The first aim was to study and develop the theory of multimodal propagation in acoustic horns, in order to enable the influence of higher mode propagation to be assessed.
The theory of propagation of modes in pipes has been reviewed. Plane wave propagation was discussed, followed by the theory of multimodal propagation. This work centred on a method of calculation of the input impedance of an acoustic horn. This quantity gives information on the resonance properties. Also discussed was a method for studying the pressure field inside the horn. New work presented includes the treatment of ducts of rectangular cross-section in addition to the existing theory for circular cross-section. In order to perform calculations, the properties of radiation of sound from the open end must be characterised by calculation of the radiation impedance.

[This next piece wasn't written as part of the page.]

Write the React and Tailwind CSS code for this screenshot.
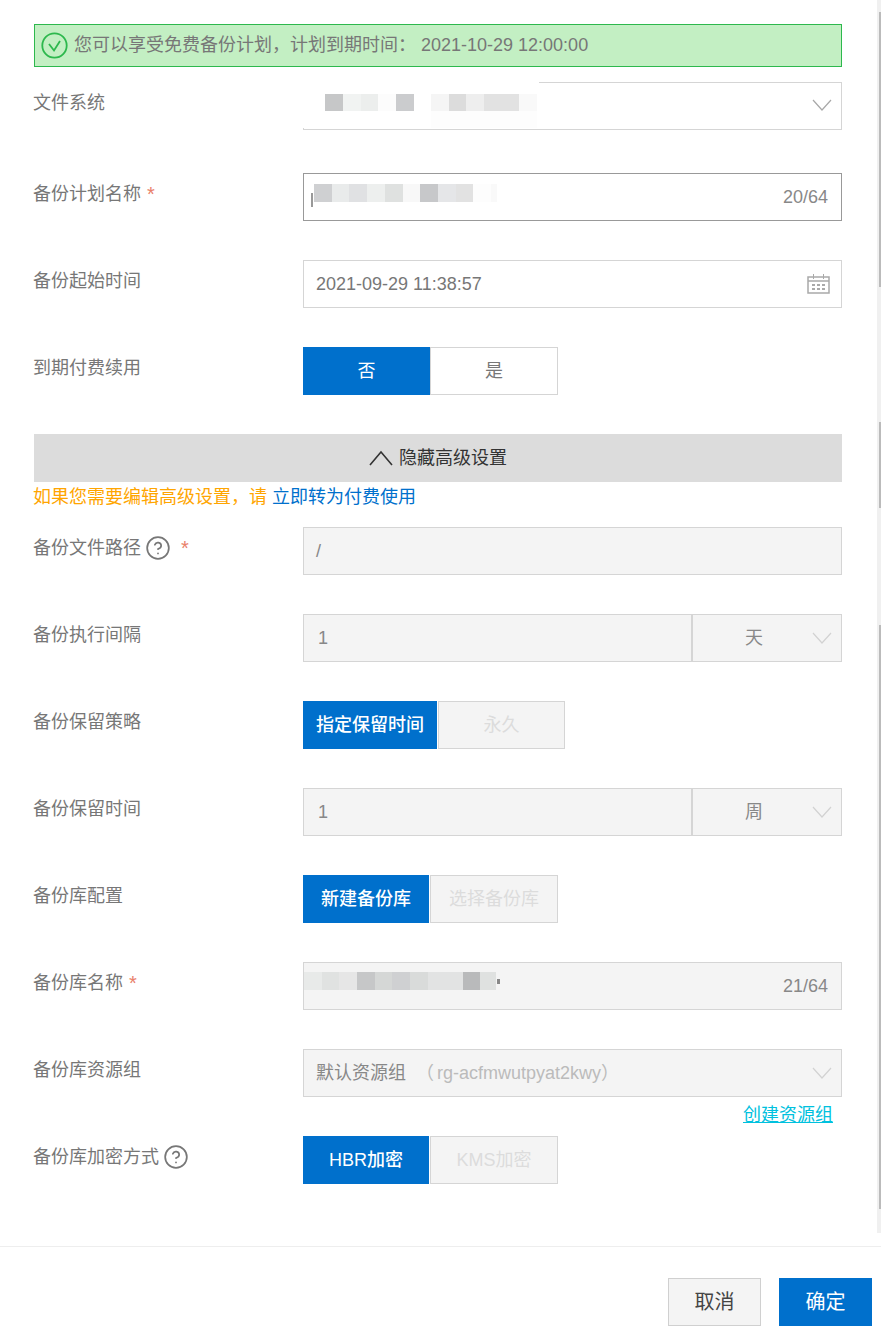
import React from "react";
import { CircleHelp } from "lucide-react";

const Chevron = ({ className = "stroke-[#a8a8a8]" }) => (
  <svg width="20" height="12" viewBox="0 0 20 12" fill="none" className={className}>
    <polyline points="1,1 10,11 19,1" strokeWidth="1.2" />
  </svg>
);

const Calendar = () => (
  <svg width="23" height="20" viewBox="0 0 23 20" fill="none" className="stroke-[#a9a9a9]">
    <rect x="1" y="3" width="21" height="16" strokeWidth="1.5" />
    <line x1="1" y1="7" x2="22" y2="7" strokeWidth="1.5" />
    <line x1="6.5" y1="0" x2="6.5" y2="5" strokeWidth="1" />
    <line x1="16.5" y1="0" x2="16.5" y2="5" strokeWidth="1" />
    <g strokeWidth="2" strokeDasharray="3 2">
      <line x1="5" y1="11" x2="18" y2="11" />
      <line x1="5" y1="15" x2="18" y2="15" />
    </g>
  </svg>
);

const Star = ({ className = "" }) => (
  <span className={`text-[#e9806a] text-[20px] ${className}`}>*</span>
);

const Help = () => <CircleHelp size={26} strokeWidth={1.6} className="text-[#777] ml-[1px]" />;

// redacted strips from the screenshot
const fileBlocks = [
  "w-[18px] bg-[#c6c7c8]",
  "w-[18px] bg-[#f1f3f2]",
  "w-[17px] bg-[#eceeed]",
  "w-[18px] bg-[#fcfcfc]",
  "w-[18px] bg-[#cbccce]",
  "w-[17px] bg-white",
  "w-[18px] bg-[#f5f5f5]",
  "w-[17px] bg-[#dcdcdc]",
  "w-[18px] bg-[#eeeeee]",
  "w-[35px] bg-[#e2e2e2]",
  "w-[18px] bg-[#f9f9f9]",
];

const planBlocks = [
  "w-[18px] bg-[#cfd0d2]",
  "w-[17px] bg-[#e9ebeb]",
  "w-[18px] bg-[#e0e1e3]",
  "w-[18px] bg-[#edefee]",
  "w-[18px] bg-[#dfe1e0]",
  "w-[17px] bg-[#f8f8f8]",
  "w-[18px] bg-[#c7c8ca]",
  "w-[18px] bg-[#e5e6e8]",
  "w-[17px] bg-[#e2e2e2]",
  "w-[18px] bg-[#fdfdfd]",
  "w-[6px] bg-[#f9f9f9]",
];

const vaultBlocks = [
  "w-[18px] bg-[#e8eae9]",
  "w-[17px] bg-[#e0e2e1]",
  "w-[18px] bg-[#e6e6e6]",
  "w-[18px] bg-[#c6c7c8]",
  "w-[17px] bg-[#d5d7d6]",
  "w-[18px] bg-[#cfd0d2]",
  "w-[18px] bg-[#d9dbda]",
  "w-[35px] bg-[#e2e3e3]",
  "w-[17px] bg-[#b9babb]",
  "w-[16px] bg-[#dfe1e0]",
];

const Mosaic = ({ blocks, className }) => (
  <div className={`absolute flex ${className}`}>
    {blocks.map((b, i) => (
      <div key={i} className={`h-full ${b}`} />
    ))}
  </div>
);

const Row = ({ label, children, below, className = "mb-[39px]" }) => (
  <div className={`flex ${className}`}>
    <div className="w-[269px] h-[42px] -ml-px mr-px flex items-center text-[18px] text-[#777] shrink-0 gap-[3px]">
      {label}
    </div>
    <div className="w-[539px]">
      <div className="h-[48px]">{children}</div>
      {below}
    </div>
  </div>
);

const Box = ({ children, className = "bg-white border-[#d5d5d5]" }) => (
  <div className={`relative h-full border flex items-center justify-between pl-[12px] pr-[13px] ${className}`}>
    {children}
  </div>
);

const Toggle = ({ left, right, leftW, rightW, rightClass = "bg-[#f4f4f4] text-[#dcdcdc]" }) => (
  <div className="flex h-full text-[18px]">
    <div className={`flex items-center justify-center bg-[#0070cc] text-white h-full ${leftW}`}>{left}</div>
    <div className={`flex items-center justify-center border border-[#d5d5d5] h-full ${rightW} ${rightClass}`}>{right}</div>
  </div>
);

const Split = ({ value, unit }) => (
  <div className="flex h-full border border-[#d5d5d5] bg-[#f4f4f4] text-[18px] text-[#888]">
    <div className="w-[389px] flex items-center pl-[14px] border-r-2 border-[#d5d5d5]">{value}</div>
    <div className="flex-1 flex items-center pl-[52px] pr-[9px] justify-between">
      <span>{unit}</span>
      <Chevron className="stroke-[#d2d2d2]" />
    </div>
  </div>
);

export default function App() {
  return (
    <div className="relative w-[881px] h-[1327px] overflow-hidden bg-white flex flex-col [font-family:'Liberation_Sans','Noto_Sans_CJK_SC',sans-serif]">
      {/* scrollbar track */}
      <div className="absolute right-0 top-0 w-[4px] h-[1233px] bg-[#f0f0f0]">
        <div className="absolute right-0 top-[12px] w-[2px] h-[275px] bg-[#bbbbbb]" />
        <div className="absolute right-0 top-[422px] w-[2px] h-[86px] bg-[#bbbbbb]" />
        <div className="absolute right-0 top-[625px] w-[2px] h-[584px] bg-[#bbbbbb]" />
      </div>

      <div className="h-[1246px] pt-[24px] pl-[34px] pr-[39px]">
        <div className="h-[43px] mb-[15px] border border-[#2db84d] bg-[#c3efc3] flex items-center pl-[6px] gap-[6px] text-[18px] text-[#777]">
          <svg width="27" height="27" viewBox="0 0 27 27" fill="none" className="stroke-[#2db84d]">
            <circle cx="13.5" cy="13.5" r="12.2" strokeWidth="1.8" />
            <polyline points="8,12 13,18.5 19,9" strokeWidth="1.8" />
          </svg>
          <span>您可以享受免费备份计划，计划到期时间： 2021-10-29 12:00:00</span>
        </div>

        <Row label="文件系统" className="mb-[43px]">
          <Box>
            <span />
            <span className="-mr-[4px] -mt-[2px]"><Chevron /></span>
            {/* redaction over the top left of the field */}
            <div className="absolute -left-px -top-px w-[236px] h-[46px] bg-white" />
            <Mosaic blocks={fileBlocks} className="left-[21px] top-[11px] h-[17px]" />
            <div className="absolute left-[127px] top-[28px] w-[106px] h-[17px] bg-[#fdfdfd]" />
          </Box>
        </Row>

        <Row label={<>备份计划名称<Star className="ml-[3px]" /></>}>
          <Box className="bg-white border-[#999]">
            <span />
            <span className="text-[18px] text-[#888]">20/64</span>
            <div className="absolute left-[7px] top-[19px] w-[2px] h-[14px] bg-[#999]" />
            <Mosaic blocks={planBlocks} className="left-[10px] top-[10px] h-[18px]" />
          </Box>
        </Row>

        <Row label="备份起始时间">
          <Box>
            <span className="text-[18px] text-[#777]">2021-09-29 11:38:57</span>
            <span className="-mr-[2px]"><Calendar /></span>
          </Box>
        </Row>

        <Row label="到期付费续用">
          <Toggle left="否" right="是" leftW="w-[127px]" rightW="w-[128px]" rightClass="bg-white text-[#777]" />
        </Row>

        <div className="h-[48px] bg-[#dcdcdc] flex items-center justify-center gap-[6px] text-[18px] text-[#333]">
          <svg width="24" height="16" viewBox="0 0 24 16" fill="none" className="stroke-[#333]">
            <polyline points="1,15 12,2 23,15" strokeWidth="1.6" />
          </svg>
          <span>隐藏高级设置</span>
        </div>
        <div className="h-[45px] pt-[3px] -ml-px text-[18px] leading-[24px] text-[#ffa500]">
          如果您需要编辑高级设置，请<span className="ml-[5px] text-[#0070cc]">立即转为付费使用</span>
        </div>

        <Row label={<>备份文件路径<Help /><Star className="ml-[7px]" /></>}>
          <Box className="bg-[#f4f4f4] border-[#d5d5d5]">
            <span className="text-[18px] text-[#888]">/</span>
          </Box>
        </Row>

        <Row label="备份执行间隔">
          <Split value="1" unit="天" />
        </Row>

        <Row label="备份保留策略">
          <Toggle left="指定保留时间" right="永久" leftW="w-[134px] font-medium" rightW="w-[127px] ml-px" />
        </Row>

        <Row label="备份保留时间">
          <Split value="1" unit="周" />
        </Row>

        <Row label="备份库配置">
          <Toggle left="新建备份库" right="选择备份库" leftW="w-[126px] font-medium" rightW="w-[128px] ml-px" />
        </Row>

        <Row label={<>备份库名称<Star className="ml-[3px]" /></>}>
          <Box className="bg-[#f4f4f4] border-[#d5d5d5]">
            <span />
            <span className="text-[18px] text-[#888]">21/64</span>
            <Mosaic blocks={vaultBlocks} className="left-0 top-[9px] h-[18px]" />
            <div className="absolute left-[193px] top-[16px] w-[3px] h-[5px] bg-[#888]" />
          </Box>
        </Row>

        <Row
          label="备份库资源组"
          className="mb-0"
          below={
            <div className="h-[39px] pt-[6px] pr-[9px] text-right text-[18px] leading-[24px] text-[#00c1de] underline">
              创建资源组
            </div>
          }
        >
          <Box className="bg-[#f4f4f4] border-[#d5d5d5]">
            <span className="text-[18px]">
              <span className="text-[#888]">默认资源组</span>
              <span className="ml-[10px] mr-[3px] text-[#bbbbbb]">（</span>
              <span className="text-[#bbbbbb]">rg-acfmwutpyat2kwy）</span>
            </span>
            <span className="-mr-[4px]"><Chevron className="stroke-[#d2d2d2]" /></span>
          </Box>
        </Row>

        <Row label={<>备份库加密方式<Help /></>} className="">
          <Toggle left="HBR加密" right="KMS加密" leftW="w-[126px] font-medium" rightW="w-[128px] ml-px" />
        </Row>
      </div>

      {/* footer */}
      <div className="flex-1 border-t border-[#eeeeee] pt-[31px] pr-[9px] flex justify-end items-start gap-[18px] text-[20px]">
        <button className="w-[93px] h-[48px] border border-[#d0d0d0] bg-[#f4f4f4] text-[#444]">取消</button>
        <button className="w-[93px] h-[48px] bg-[#0070cc] text-white">确定</button>
      </div>
    </div>
  );
}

An expression for the multimodal radiation impedance of both cylindrical and rectangular ducts terminated in an infinite baffle has been derived. From the initial quadruple integral expression the problem was reduced to one dimension in cylindrical geometry and two dimensions in rectangular geometry with the singularity removed to allow practical numerical integration. Results are presented highlighting the difference between direct and coupled impedances and comparisons made between the geometries.
Numerical calculations of the input impedance and pressure field of the bell section of a trumpet then followed. The inclusion of just one extra mode made a large difference in the input impedance, modelling the absorption of energy from plane wave propagation by mode conversion. Inclusion of each successive extra mode made changes of ever decreasing magnitude to the input impedance calculation.
The reflection of sound from a single step between two infinite tubes is trivial if the plane wave approximation is used. We went on to discuss the reflection from such a geometry when multimodal propagation is used. In this case the reflected amplitude of a sinusoidal pressure wave is frequency dependent. Calculations of the frequency response were presented. The results demonstrate how the reflected amplitude increases with frequency in the low frequency range where only the plane wave mode can propagate. The time domain input impulse response was then calculated by Fourier transform. If an ideal impulse is incident from one side of the geometry, the plane wave component of the reflection is a pulse with a wake consisting of oscillations. These oscillations are caused by a peak in the frequency domain reflection at the first cut-off frequency; only the plane wave mode is propagating below the cut-off frequency but the plane wave mode and one higher mode may propagate above cut-off.